Small disputes between spouses may escalate or be exaggerated to the point that domestic violence charges may flow. Moreover, domestic violence allegations are not limited to married couples under California law. Some people who are charged with a misdemeanor may decide to simply admit to the charges, hoping to just put the matter behind them--and without any analysis regarding the law or possible criminal defenses to the allegations.
Notably, domestic violence charges are in some ways a different area of the law. Domestic violence allegations may lead to consequences outside of a criminal case that many people might not think about. The direct consequences may vary in a criminal case, depending upon the individual circumstances. But, a domestic violence conviction—even a misdemeanor-level conviction implicates federal gun laws. Allegations of domestic violence may also impact child custody and other issues handled through the courts separately from the criminal case.

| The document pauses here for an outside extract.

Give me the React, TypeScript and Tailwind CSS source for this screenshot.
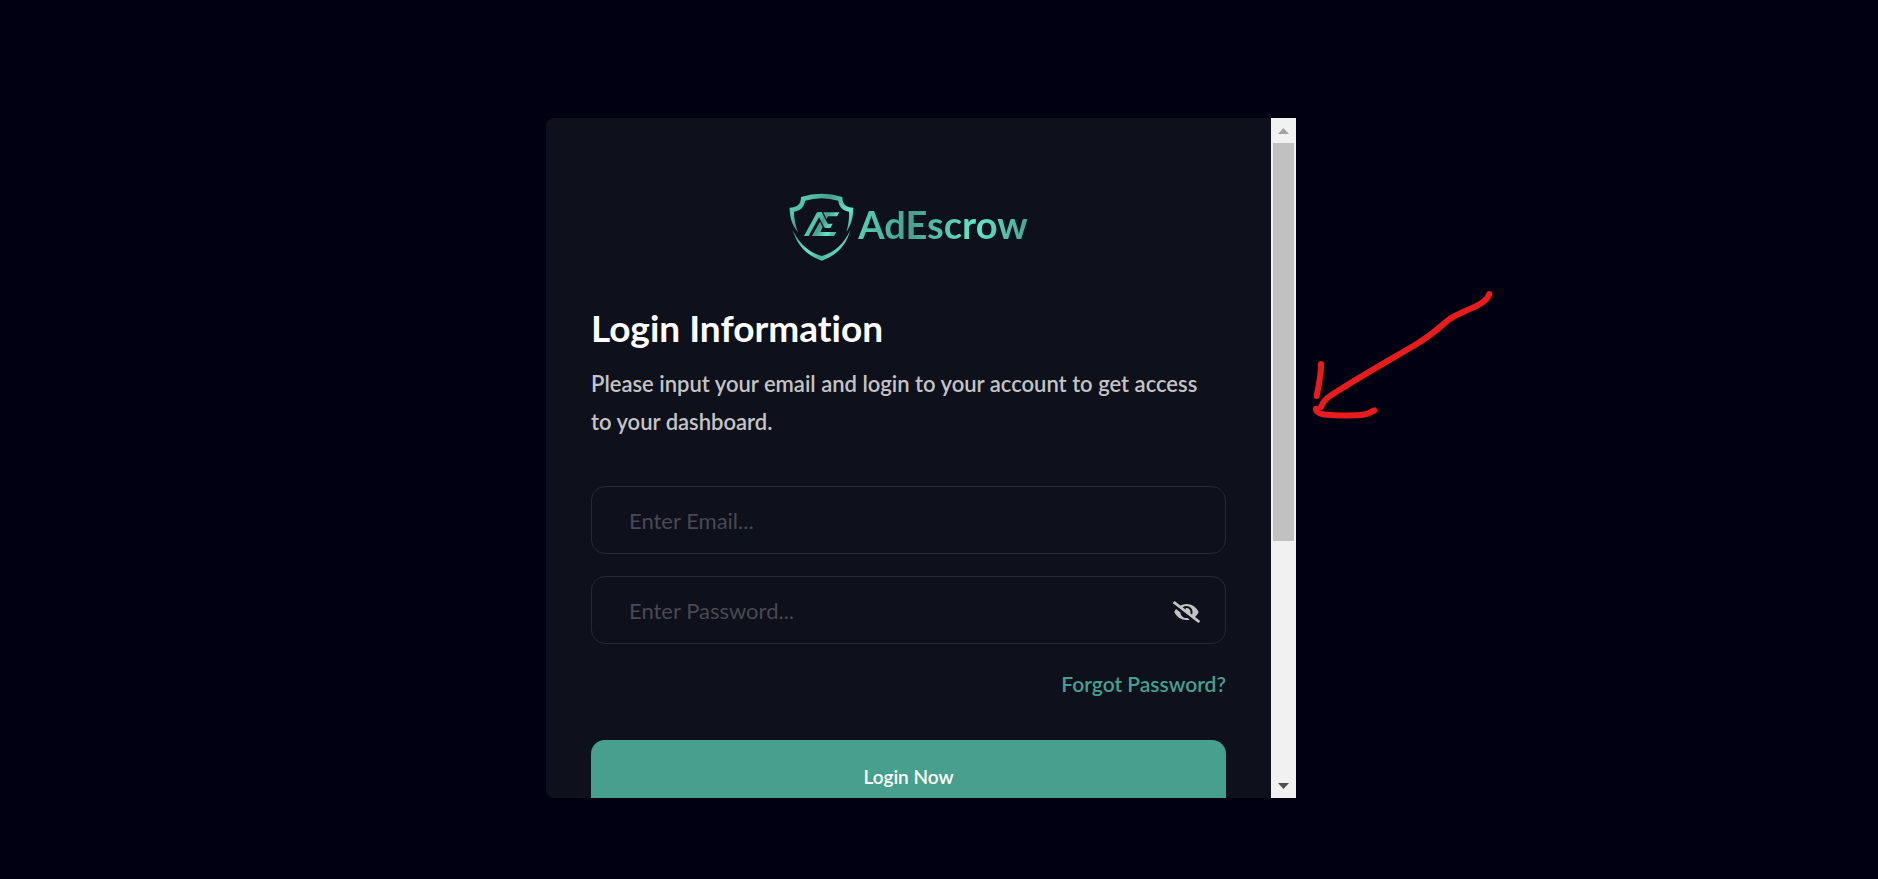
import { useState } from "react";
import { FaEye, FaEyeSlash } from "react-icons/fa";

function ShieldMark() {
  return (
    <svg viewBox="57 39 195 204" className="h-[68px] w-[65px] shrink-0" aria-hidden="true">
      <defs>
        <linearGradient id="shield" x1="59" y1="60" x2="190" y2="190" gradientUnits="userSpaceOnUse" spreadMethod="reflect">
          <stop offset="0" stopColor="#5fdcbd" />
          <stop offset="0.42" stopColor="#46a08d" />
          <stop offset="0.8" stopColor="#65e6c6" />
          <stop offset="1" stopColor="#4db39d" />
        </linearGradient>
        <linearGradient id="letters" x1="110" y1="120" x2="185" y2="165" gradientUnits="userSpaceOnUse">
          <stop offset="0" stopColor="#46a08d" />
          <stop offset="0.25" stopColor="#55c7ac" />
          <stop offset="0.5" stopColor="#46a08d" />
          <stop offset="0.85" stopColor="#65e6c6" />
          <stop offset="1" stopColor="#4fb8a1" />
        </linearGradient>
      </defs>
      <g fill="url(#shield)">
        <path d="M59 83C80 83 93 74 93 51Q155 32 217 51C217 74 229 83 250 83C250 112 243 136 229 156C235 135 238 116 237 95C219 92 206 80 205 62Q155 47 105 62C104 80 91 92 72 95C72 116 76 136 84 156C66 136 59 112 59 83Z" />
        <path d="M68 150C88 193 118 217 155 228C192 217 222 193 241 150C229 197 198 227 155 242C112 227 81 197 68 150Z" />
      </g>
      <g fill="url(#letters)">
        <path d="M102 168L139 100Q141 96 146 96H155L173 131H188L181 144H168Q164 144 162 140L147 112L116 168Z" />
        <path d="M160 97H208L201 109H174L170 117Z" />
        <path d="M126 168L150 125L158 141L151 156H199L192 168Z" />
      </g>
    </svg>
  );
}

function HandDrawnArrow() {
  return (
    <svg
      viewBox="18 0 600 450"
      className="pointer-events-none absolute left-full top-[162px] h-[150px] w-[200px]"
      fill="none"
      stroke="#e81c1c"
      strokeWidth="18"
      strokeLinecap="round"
      strokeLinejoin="round"
      aria-hidden="true"
    >
      <path d="M598 42C587 76 528 87 482 115C460 130 434 161 370 198C290 245 190 302 120 348C105 358 97 370 93 381" />
      <path d="M93 252C93 290 88 308 80 348" />
      <path d="M78 386C78 408 130 407 200 406C225 406 235 400 253 391" />
    </svg>
  );
}

function ScrollTrack() {
  return (
    <div className="flex w-[25px] shrink-0 flex-col bg-[#f1f1f1]" aria-hidden="true">
      <div className="flex h-[25px] items-center justify-center">
        <svg viewBox="0 0 11 6" className="h-[6px] w-[11px]" fill="#a3a3a3">
          <path d="M0 6L5.5 0L11 6Z" />
        </svg>
      </div>
      <div className="flex-1 px-[2px]">
        <div className="h-[398px] bg-[#c1c1c1]" />
      </div>
      <div className="flex h-[25px] items-center justify-center">
        <svg viewBox="0 0 11 6" className="h-[6px] w-[11px]" fill="#505050">
          <path d="M0 0H11L5.5 6Z" />
        </svg>
      </div>
    </div>
  );
}

const field =
  "h-[68px] w-full rounded-[14px] border border-[#262731] bg-transparent pl-[37px] pr-16 text-[22px] text-[#c4c4c4] outline-none placeholder:text-[#484952]";

export default function App() {
  const [visible, setVisible] = useState(false);

  return (
    <main className="flex min-h-screen items-center justify-center bg-[#000012] pr-9 pt-[37px] font-['Lato','Open_Sans',sans-serif] [font-variant-ligatures:none]">
      <div className="relative w-full max-w-[750px]">
        <div className="flex h-[680px] overflow-hidden rounded-l-lg bg-[#0e101c]">
          <div className="flex-1 overflow-y-auto px-[45px] pb-[45px] pt-[75px] [scrollbar-width:none]">
            <div className="flex items-center justify-center gap-1">
              <ShieldMark />
              <span className="bg-[linear-gradient(100deg,#5ad3b5_0%,#46a08d_32%,#65e6c6_68%,#46a08d_100%)] bg-clip-text pb-[6px] text-[38px] font-bold leading-[52px] text-transparent">
                AdEscrow
              </span>
            </div>

            <h1 className="mt-11 text-[37px] font-bold leading-[46px] text-white">Login Information</h1>
            <p className="mt-[14px] pr-4 text-[22px] font-semibold leading-[38px] text-[#c4c4c4]">
              Please input your email and login to your account to get access to your dashboard.
            </p>

            <form className="mt-[45px]" onSubmit={(e) => e.preventDefault()}>
              <input type="email" aria-label="Email" placeholder="Enter Email..." className={field} />
              <div className="relative mt-[22px]">
                <input
                  type={visible ? "text" : "password"}
                  aria-label="Password"
                  placeholder="Enter Password..."
                  className={field}
                />
                <button
                  type="button"
                  aria-label={visible ? "Hide password" : "Show password"}
                  onClick={() => setVisible(!visible)}
                  className="absolute inset-y-0 right-[26px] flex items-center pt-1 text-[#c4c4c4]"
                >
                  {visible ? <FaEye className="h-[22px] w-[27px]" /> : <FaEyeSlash className="h-[22px] w-[27px]" />}
                </button>
              </div>
              <div className="mt-6 flex justify-end">
                <a href="#forgot" className="text-[21px] font-semibold leading-8 text-[#46a08d]">
                  Forgot Password?
                </a>
              </div>
              <button type="submit" className="mt-10 h-[74px] w-full rounded-[14px] bg-[#46a08d] text-[19px] font-semibold text-white">
                Login Now
              </button>
            </form>
          </div>
          <ScrollTrack />
        </div>
        <HandDrawnArrow />
      </div>
    </main>
  );
}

Recently, a federal appellate panel sitting in San Francisco issued a ruling that highlights how an old domestic violence conviction can still have impact years later. A man was convicted of domestic violence in Southern California in 1996 related to an incident with his girlfriend at the time. In 2010, he was prosecuted for unlawful possession of guns. He entered a plea deal with prosecutors and appealed the conviction.
He argued on appeal that a lifetime ban on possessing a firearm based upon the state court misdemeanor conviction in 1996 violated his Second Amendment rights. The U.S. Court of Appeals for the Ninth Circuit disagreed and upheld the 2010 conviction.